The Five Fluency Levers
- Visual fluency — typography, contrast, whitespace, image clarity
- Linguistic fluency — short sentences, common words, active voice
- Conceptual fluency — familiar metaphors, established mental models
- Phonological fluency — names and brands that are easy to pronounce convert better (research-validated)
- Motor fluency — easy-to-tap targets and natural cursor paths (overlaps with Fitts’s Law)
Common Fluency Killers
Low contrast typography. Light gray on white is fashionable but cuts conversion in users over 35 by 10-25%.
Excessive jargon. Industry terminology slows processing.
Custom fonts loaded slowly. FOUT (flash of unstyled text) breaks visual fluency mid-read. Either load fonts critical-path or use system stacks.

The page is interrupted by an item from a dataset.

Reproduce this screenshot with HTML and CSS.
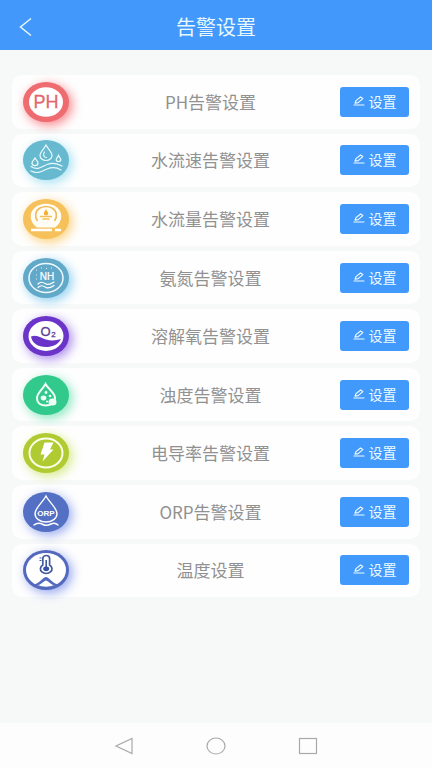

Information density without hierarchy. A wall of equally-weighted text has zero fluency. Headings, bolded keywords, and bullets create scanning paths.
A/B Testing Fluency
High-Impact Tests
- Simplify copy: Reduce reading level by 2 grades
- Increase font size: From 14-15px to 16-18px
- Improve contrast: Higher contrast ratio
- Reduce visual elements: Remove non-essential design
- Add white space: More breathing room around content
Frequently Asked Questions
Does fluency mean dumbing down content?
No — fluency means clear communication, not simplistic content. Sophisticated ideas can be expressed clearly.
Are some audiences less affected by fluency?
No — even experts and sophisticated buyers benefit from fluent presentation. They have less time to decode poor communication, not more tolerance for it.
How do I balance fluency with comprehensive information?
Use progressive disclosure: simple summary visible, detailed information available on demand. Most visitors scan; some dive deep.
Can I improve fluency without redesigning?
Yes. Increasing CTA contrast, simplifying button labels, shortening headlines, and breaking dense paragraphs into bullets are zero-redesign wins.